Billy Joel Onscreen: Piano Man Talks ‘Shea’ Documentary and ‘Glee’
It’s been a month and a half since Billy Joel and Elton John’s Face to Face tour ended, but Joel doesn’t consider the break a hiatus. “What hiatus?” he says. “I’ve been off for four weeks. That’s a hiatus? I guess for Pharrell it would be.”
The singer/songwriter admits he wanted to pause to “be a bum for a while” — “Everyone else in the country is out of work! Let me tune in to what that’s like!” — but insists he can’t stop himself from working on new projects, including the documentary The Last Play at Shea, which premiered Sunday at the Tribeca Film Festival. The film uses Joel’s July 2008 concerts at New York’s Shea Stadium — the last-ever shows there before it was demolished to make way for the Mets’ new home, Citi Field — as a backdrop for telling the history of the venue and its most famous events, including the Beatles’ historic 1965 concert and the Police’s farewell gig in 1983. “When I was a little kid, I used to watch the Mets play baseball there, and the Beatles played there, and when they asked me to play the same place, I was bamboozled,” Joel says. “You want me to play the same place the Beatles played? That was pretty cool.”

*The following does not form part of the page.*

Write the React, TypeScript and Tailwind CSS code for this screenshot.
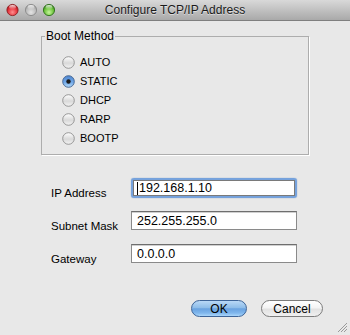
import React from "react";

function TrafficLights() {
  return (
    <svg width="60" height="20" viewBox="0 0 60 20" className="absolute left-0 top-0">
      <defs>
        <radialGradient id="tlRed" cx="50%" cy="70%" r="60%">
          <stop offset="0%" stopColor="#ff8f8f" />
          <stop offset="70%" stopColor="#e3313a" />
          <stop offset="100%" stopColor="#b8151d" />
        </radialGradient>
        <radialGradient id="tlGray" cx="50%" cy="70%" r="60%">
          <stop offset="0%" stopColor="#e4e4e4" />
          <stop offset="70%" stopColor="#bdbdbd" />
          <stop offset="100%" stopColor="#9e9e9e" />
        </radialGradient>
        <radialGradient id="tlGreen" cx="50%" cy="70%" r="60%">
          <stop offset="0%" stopColor="#c6f59c" />
          <stop offset="70%" stopColor="#6cc23b" />
          <stop offset="100%" stopColor="#3f8f20" />
        </radialGradient>
        <linearGradient id="tlShine" x1="0" y1="0" x2="0" y2="1">
          <stop offset="0%" stopColor="#ffffff" stopOpacity="0.85" />
          <stop offset="100%" stopColor="#ffffff" stopOpacity="0" />
        </linearGradient>
      </defs>
      <circle cx="12.5" cy="10" r="5.6" fill="url(#tlRed)" stroke="#8c1f23" strokeWidth="0.9" />
      <ellipse cx="12.5" cy="7.2" rx="3.4" ry="2.1" fill="url(#tlShine)" />
      <circle cx="31" cy="10" r="5.6" fill="url(#tlGray)" stroke="#8a8a8a" strokeWidth="0.9" />
      <ellipse cx="31" cy="7.2" rx="3.4" ry="2.1" fill="url(#tlShine)" />
      <circle cx="49" cy="10" r="5.6" fill="url(#tlGreen)" stroke="#2f6f1c" strokeWidth="0.9" />
      <ellipse cx="49" cy="7.2" rx="3.4" ry="2.1" fill="url(#tlShine)" />
    </svg>
  );
}

function Radio({ checked }: { checked?: boolean }) {
  return (
    <svg width="13" height="13" viewBox="0 0 13 13" className="shrink-0">
      <defs>
        <linearGradient id="rOff" x1="0" y1="0" x2="0" y2="1">
          <stop offset="0%" stopColor="#ffffff" />
          <stop offset="55%" stopColor="#d9d9d9" />
          <stop offset="100%" stopColor="#f4f4f4" />
        </linearGradient>
        <linearGradient id="rOn" x1="0" y1="0" x2="0" y2="1">
          <stop offset="0%" stopColor="#4f86cf" />
          <stop offset="55%" stopColor="#6fa6e6" />
          <stop offset="100%" stopColor="#b6dcfb" />
        </linearGradient>
      </defs>
      {checked ? (
        <>
          <circle cx="6.5" cy="6.5" r="5.8" fill="url(#rOn)" stroke="#3b5d8c" strokeWidth="0.9" />
          <circle cx="6.5" cy="6.5" r="2.2" fill="#1b1b1b" />
        </>
      ) : (
        <circle cx="6.5" cy="6.5" r="5.8" fill="url(#rOff)" stroke="#8d8d8d" strokeWidth="0.9" />
      )}
    </svg>
  );
}

function Grip() {
  return (
    <svg width="12" height="12" viewBox="0 0 12 12" className="absolute right-[2px] bottom-[2px]">
      <line x1="11" y1="2" x2="2" y2="11" stroke="#9a9a9a" strokeWidth="1" />
      <line x1="11" y1="5" x2="5" y2="11" stroke="#9a9a9a" strokeWidth="1" />
      <line x1="11" y1="8" x2="8" y2="11" stroke="#9a9a9a" strokeWidth="1" />
    </svg>
  );
}

const options = ["AUTO", "STATIC", "DHCP", "RARP", "BOOTP"];

export default function App() {
  return (
    <div className="w-[350px] h-[335px] bg-[#e8e8e8] flex flex-col relative overflow-hidden text-black font-['Liberation_Sans',Arial,sans-serif]">
      <div className="h-[21px] shrink-0 bg-gradient-to-b from-[#d9d9d9] to-[#a9a9a9] border-b border-[#7f7f7f] relative flex items-center justify-center">
        <TrafficLights />
        <span className="text-[12px] leading-[14px] text-[#1a1a1a] [text-shadow:0_1px_0_rgba(255,255,255,0.5)]">
          Configure TCP/IP Address
        </span>
      </div>

      <div className="ml-[41px] mt-[15px] w-[268px] h-[119px] border border-[#adadad] shadow-[1px_1px_0_#ffffff] relative">
        <span className="absolute left-[3px] top-[-8px] px-[1px] bg-[#e8e8e8] text-[12px] leading-[14px]">
          Boot Method
        </span>
        <div className="flex flex-col pt-[16px] pl-[20px]">
          {options.map((o) => (
            <div key={o} className="h-[19px] flex items-center gap-[5px]">
              <Radio checked={o === "STATIC"} />
              <span className="text-[11px] leading-[13px]">{o}</span>
            </div>
          ))}
        </div>
      </div>

      <div className="ml-[51px] mt-[23px] flex flex-col gap-[13px]">
        <div className="h-[20px] flex items-start">
          <span className="w-[80px] pt-[8px] text-[11.5px] leading-[14px]">IP Address</span>
          <div className="w-[166px] h-[20px] rounded-[3px] border-[2px] border-[#76a2dc] shadow-[0_0_1px_#4f80c4] flex">
            <div className="flex-1 bg-white border border-[#7a7a7a] flex items-center pl-[3px]">
              <span className="w-px h-[13px] bg-black mr-[1px]" />
              <span className="text-[12.5px] leading-[14px]">192.168.1.10</span>
            </div>
          </div>
        </div>
        <div className="h-[20px] flex items-start">
          <span className="w-[80px] pt-[8px] text-[11.5px] leading-[14px]">Subnet Mask</span>
          <div className="w-[166px] h-[19px] bg-white border border-[#8a8a8a] border-t-[#6e6e6e] shadow-[inset_0_1px_0_#d0d0d0] flex items-center pl-[5px]">
            <span className="text-[12.5px] leading-[14px]">252.255.255.0</span>
          </div>
        </div>
        <div className="h-[20px] flex items-start">
          <span className="w-[80px] pt-[8px] text-[11.5px] leading-[14px]">Gateway</span>
          <div className="w-[166px] h-[19px] bg-white border border-[#8a8a8a] border-t-[#6e6e6e] shadow-[inset_0_1px_0_#d0d0d0] flex items-center pl-[5px]">
            <span className="text-[12.5px] leading-[14px]">0.0.0.0</span>
          </div>
        </div>
      </div>

      <div className="mt-[36px] flex justify-end gap-[14px] pr-[27px]">
        <div className="w-[56px] h-[17px] rounded-full border border-[#3d6498] bg-[linear-gradient(to_bottom,#b9d8f6_0%,#8ebde9_45%,#69a2e0_52%,#7fb6ec_80%,#aad6fb_100%)] flex items-center justify-center text-[12px] leading-[14px]">
          OK
        </div>
        <div className="w-[62px] h-[17px] rounded-full border border-[#7c7c7c] bg-[linear-gradient(to_bottom,#ffffff_0%,#f4f4f4_45%,#e2e2e2_55%,#f0f0f0_100%)] flex items-center justify-center text-[12px] leading-[14px]">
          Cancel
        </div>
      </div>

      <Grip />
    </div>
  );
}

To mark the occasion as both a celebration of Shea’s history and a eulogy for the venue, Joel had invited a slew of guests to join him onstage, including John Mayer, Roger Daltrey, John Mellencamp, Steven Tyler, Garth Brooks, Tony Bennett and Paul McCartney. One of the film’s big moments depicts McCartney’s miraculous arrival, as air traffic controllers, customs agents and police all worked together to get the Beatle to the stadium right before the end of the second show with just minutes to spare.
Because the crew shot both nights of Joel’s three-and-half-hour long performances, director Paul Crowder and the producers behind The Last Play at Shea plan to release a separate concert film later this year. “That will probably be really boring though,” Joel says, turning self-deprecating. “Concert films are kind of like jumbo shrimp. It’s not a concert, it’s a film, but you’re not at the concert, so that’s already one dimension removed. I hate concert films, but that’s just me. Maybe it’ll be a big hit. Who knows?”
In the meantime, Joel’s been busy writing new music — “thematic music, orchestral music” — that could end up becoming new songs or movie scores. Some of it could even be for a chorus to sing, he said — and if Glee is interested in it, or his back catalog, he’s open to following in Madonna’s footsteps and giving the show the opportunity to do a Billy Joel-centered episode.
“Take it,” he says. “Do the material. I already told them, use my songs. I was in chorus in high school, so I know what that stuff’s all about. I love stuff like that.”